Praise God for answered prayers! I am not sure when it happened, and it's probably because everything happened so gradually, but my heart is bursting with real and true and deep love for this baby! He is calling me "Mommy" now, and when he says it, my heart melts into a giant puddle. I love telling him, "I love you" (and really feeling it deep down in my heart) and hearing him say back, "I la loo." (Be still my heart). Saturday morning, I was busy getting food ready for our Thanksgiving meal with my family when Tucker woke up, so Ryan got him out of bed. They came downstairs together, and Ryan said, "Amy, did you hear what he said in the monitor?" I told him I hadn't and asked, "What?" He said, "When I picked Tucker up he said, I need Mommy!"
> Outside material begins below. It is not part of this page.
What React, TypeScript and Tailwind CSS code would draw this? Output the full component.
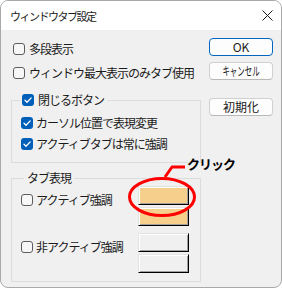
import React from "react";

const FONT = "font-['Noto_Sans_CJK_JP',sans-serif]";

const Check: React.FC<{ checked?: boolean }> = ({ checked }) =>
  checked ? (
    <span className="w-[12px] h-[12px] rounded-[3px] bg-[#005fb8] flex items-center justify-center shrink-0">
      <svg width="12" height="12" viewBox="0 0 12 12" fill="none">
        <path d="M3 6.3 L5 8.2 L9.2 3.9" stroke="#fff" strokeWidth="1.3" strokeLinecap="round" strokeLinejoin="round" />
      </svg>
    </span>
  ) : (
    <span className="w-[12px] h-[12px] rounded-[3px] border border-[#5c5c5c] bg-[#f7f7f7] shrink-0" />
  );

const Swatch: React.FC<{ color: string }> = ({ color }) => (
  <div
    className={`w-[51px] h-[19px] border border-t-[#e3e3e3] border-l-[#e3e3e3] border-b-black border-r-black shadow-[inset_1px_1px_#ffffff,inset_-1px_-1px_#a0a0a0] ${color}`}
  />
);

const Button: React.FC<{ primary?: boolean; children: React.ReactNode }> = ({ primary, children }) => (
  <div
    className={`w-[64px] h-[18px] rounded-[4px] bg-[#fdfdfd] flex items-center justify-center text-[12px] leading-[14px] text-[#1b1b1b] border ${
      primary ? "border-[#0067c0]" : "border-[#d0d0d0] border-b-[#b8b8b8]"
    }`}
  >
    {children}
  </div>
);

export default function App() {
  const text = "text-[12px] leading-[14px] tracking-[-1px] text-[#1b1b1b] whitespace-nowrap";

  return (
    <div className={`relative w-[282px] h-[289px] bg-white ${FONT}`}>
      <div className="w-[282px] h-[288px] rounded-[8px] border border-[#a9a9a9] overflow-hidden flex flex-col bg-[#f0f0f0]">
        {/* Title bar */}
        <div className="h-[29px] shrink-0 bg-white flex items-center justify-between pl-[9px] pr-[8px]">
          <span className="text-[11px] leading-[14px] tracking-[-1.5px] text-[#1b1b1b]">ウィンドウタブ設定</span>
          <svg width="11" height="11" viewBox="0 0 11 11" fill="none">
            <path d="M0.5 0.5 L10.5 10.5 M10.5 0.5 L0.5 10.5" stroke="#1b1b1b" strokeWidth="1" />
          </svg>
        </div>

        <div className="flex pl-[10px]">
          {/* Left column */}
          <div className="w-[190px] flex flex-col pt-[7px]">
            <div className="h-[24px] flex items-center gap-[4px] pl-[2px]">
              <Check />
              <span className={text}>多段表示</span>
            </div>
            <div className="h-[24px] flex items-center gap-[4px] pl-[2px]">
              <Check />
              <span className={text}>ウィンドウ最大表示のみタブ使用</span>
            </div>

            <fieldset className="mt-[8px] border border-[#dcdcdc] pl-[9px] pt-[5px] pb-[8px]">
              <legend className="h-[14px] flex items-center gap-[4px] pl-[1px] pr-[3px]">
                <Check checked />
                <span className={text}>閉じるボタン</span>
              </legend>
              <div className="h-[21px] flex items-center gap-[3px]">
                <Check checked />
                <span className={text}>カーソル位置で表現変更</span>
              </div>
              <div className="h-[21px] flex items-center gap-[3px]">
                <Check checked />
                <span className={text}>アクティブタブは常に強調</span>
              </div>
            </fieldset>

            <fieldset className="mt-[8px] border border-[#dcdcdc] pl-[9px] pt-[1px] pb-[8px] flex flex-col gap-[7px]">
              <legend className="h-[14px] ml-[3px] px-[3px] flex items-center">
                <span className={text}>タブ表現</span>
              </legend>
              <div className="flex items-start">
                <div className="w-[117px] h-[14px] mt-[7px] flex items-center gap-[3px]">
                  <Check />
                  <span className={text}>アクティブ強調</span>
                </div>
                <div className="flex flex-col gap-[2px]">
                  <Swatch color="bg-[#f5cf8b]" />
                  <Swatch color="bg-[#f5cf8b]" />
                </div>
              </div>
              <div className="flex items-start">
                <div className="w-[117px] h-[14px] mt-[7px] flex items-center gap-[3px]">
                  <Check />
                  <span className={text}>非アクティブ強調</span>
                </div>
                <div className="flex flex-col gap-[2px]">
                  <Swatch color="bg-[#f0f0f0]" />
                  <Swatch color="bg-[#f0f0f0]" />
                </div>
              </div>
            </fieldset>
          </div>

          {/* Right column */}
          <div className="flex flex-col ml-[8px] pt-[8px]">
            <Button primary>OK</Button>
            <div className="mt-[6px]">
              <Button>
                <span className="inline-block text-[12px] scale-x-[0.62]">キャンセル</span>
              </Button>
            </div>
            <div className="mt-[18px]">
              <Button>初期化</Button>
            </div>
          </div>
        </div>
      </div>

      {/* Annotation overlay */}
      <svg className="absolute left-0 top-0 pointer-events-none" width="282" height="289" viewBox="0 0 282 289" fill="none">
        <ellipse cx="162" cy="197" rx="32.5" ry="18.5" stroke="#ff0000" strokeWidth="3" />
        <path d="M165 177 L172 167 L185 167" stroke="#ff0000" strokeWidth="3" strokeLinejoin="round" />
      </svg>
      <span className="absolute left-[187px] top-[157px] text-[13px] leading-[14px] tracking-[-1px] font-bold text-black">
        クリック
      </span>
    </div>
  );
}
(Tears, and again, be still my heart)
Tucker is talking about me. I'm Mommy...and he needs me. And you know what, I need him. This little boy has changed my life and rocked my world. I still look at him and cannot believe he is here. But he is...he is home with our family forever.
|On our way to celebrate with Ryan's family|
- Physical contact - avoid holding hands or hugs/kisses, picking up, or holding Tucker
- Giving Tucker gifts or food/drinks - please direct him to "Mommy or Daddy"
- Please don't try to meet any of his needs - please direct him to us
- Please don't correct or discipline him - just let us know if he needs to stop doing something
How to help us:
- Give items to us to give to him (drinks or food)
- Wave goodbye or high five when we leave instead of hugs (at least on these first outings)
- If Tucker seems to be engaging too much with you (meaning more than you would be comfortable allowing him to engage with a stranger) direct him back to mom and dad. At this point you are strangers to him and he needs to learn that there is a difference interacting with strangers than interacting with mom and dad.
|Thanksgiving with Ryan's family (minus Kelli who was taking the picture)|
|These car seats are the worst for sleeping but great for sitting 3 deep|
|First Thanksgiving Together - Natalie, Noah, Tucker, and Liam|
Seven weeks later, and I can honestly say we have all come so much further than I thought we'd be at this point. Our family of five feels SO natural and so normal. My heart is filled with joy and love like never before. Yes, of course there is stress and fighting and disobedience, but there is so much more laughter and silliness and playfulness and affection. The past 5 weeks, we have spent so much time and effort building the foundation for our family of five. The days and hours were not always easy. There were times I thought, "What did we get ourselves into?" Our family is proof that those feelings are temporary, just like they were when we added Noah to our family and then added Liam to our family. There is an adjustment period. It's a lot of work, but it's all so very worth it. I'll go to bed tonight thanking God for the deep roots he has created in our hearts and for the way He connected us all together. We are a family, and it really truly feels like it today. I almost want to go lay down in their beds, snuggle with them, and whisper to them how much I love them. Some nights, I am so thankful they are asleep so that I can get a break and recharge. Tonight, I will go to sleep so excited for morning to come when I can see all of them again!